The Acid Tongue
Two Critical Emails About A Cloying Novel
Selected By Cyril Wong
In the recent issue of Slate's Book Club section, Meghan O'Rourke and Ruth Franklin discuss through email Jonathan Safran Foer's second novel, Extremely Loud and Incredibly Close, about a 9-year-old boy and his quest to find meaning in the post-9/11 world. I have picked the juiciest quotes from both their emails, which were published on the website.
In Meghan O'Rourke's email, the title of the email sets the tone for everything that she aims to say about this terrible book, "A Whimsical Novel About Immensely Serious Things". According to her, Foer's sophomore effort
purports to look the worst kind of human devastation in the eye… while building an over-elaborate armament against its own darkest corners. Because of course that's what all the idiosyncrasies here—the funky typographical tricks, the bizarro characters—really are: an armament deployed against life's prosaic and debilitating inroads. But in order for such a tension to be truly fruitful—to become a manifestation of, say, what Susan Sontag called "radical will"—the artistic vision requires a certain sternness. That sternness isn't fully present here. And the effect, to put it bluntly, can be that Foer seems to be having his cake and making finger paintings with the icing, too: equating whimsy with will, sentimentality with sentiment. It's not an unusual mistake—especially for a young novelist—but it is a devastating one when the stakes are so high.
It is quite predictable of her here to tap on the prejudice that young novelists are lesser writers than older ones to make her point. She goes on, even comparing Foer to a dead writer:
This is why, I suspect, you find the novel's concluding strategy, which involves running time backward, puerile. The novel has no way out except to wish life were different. The last line (I'm hardly giving anything away here) is "We would have been safe"—a wishful, past-perfect conditional.
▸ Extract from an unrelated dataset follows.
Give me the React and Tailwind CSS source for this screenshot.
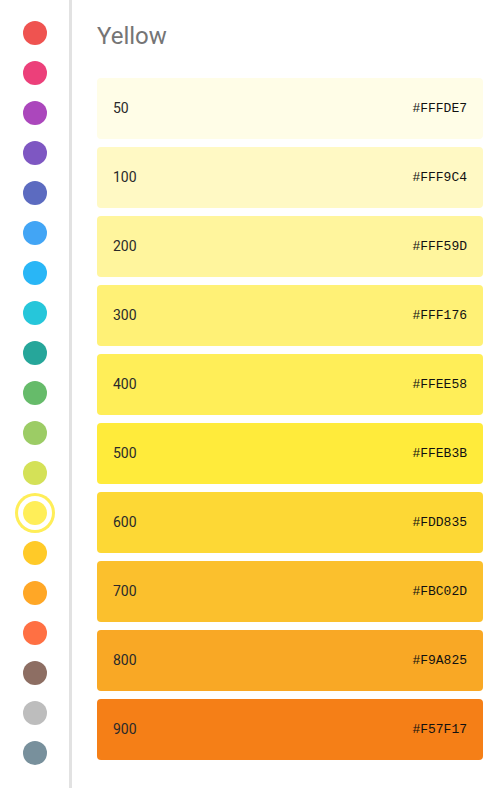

Surely this is also why you didn't like the photographs or images running through the book: They don't function the way the images in W.G. Sebald's books do, augmenting and complicating the novel's relationship to fact, and some are downright whimsical, as when the word "purple" appears in green.
Ruth Franklin's email is a little kinder, an attitude implied by the title of her email, "Jonathan Safran Foer's Unusual Talent". But she does have her doubts, as when she writes,
I realize now that I was afraid of the book—afraid that the experience of reading a novel about 9/11 would be too painful to bear. Foer's whimsy makes the novel enjoyable and even seductive, but it also makes it easier to read. Perhaps too easy. That armament ought, at some point, to break down—but Foer keeps building it up to the very last page.
Then she plays up the good parts of the book before attacking its sentimentality and comparing Foer to yet another writer:
...Another poignant moment comes when Oskar (the protagonist) is telling Abby Black, with whom he shares a love of elephants, about experiments with recording and playing back their calls. When the call of a dead elephant was played to its family members, "They remembered ... they approached the speaker." This parable takes on an extraordinary poignance in the context of 9/11.
Such an undisguised ploy to the emotions is unusual in contemporary fiction, and it's another commonality between Foer and Dave Eggers. Despite their ballast of playful gimmicks, both A Heartbreaking Work of Staggering Genius and Extremely Loud and Incredibly Close are fundamentally unironic books. (Eggers overplays his sincerity to the extent that it appears ironic, but that's another discussion.)... Foer's lack of irony manifests itself primarily in the book's embrace of sentimentality, which, as you pointed out, can at times become cloying. This may be the price Foer has to pay for allowing Oskar's willed naiveté to serve as the novel's primary perspective.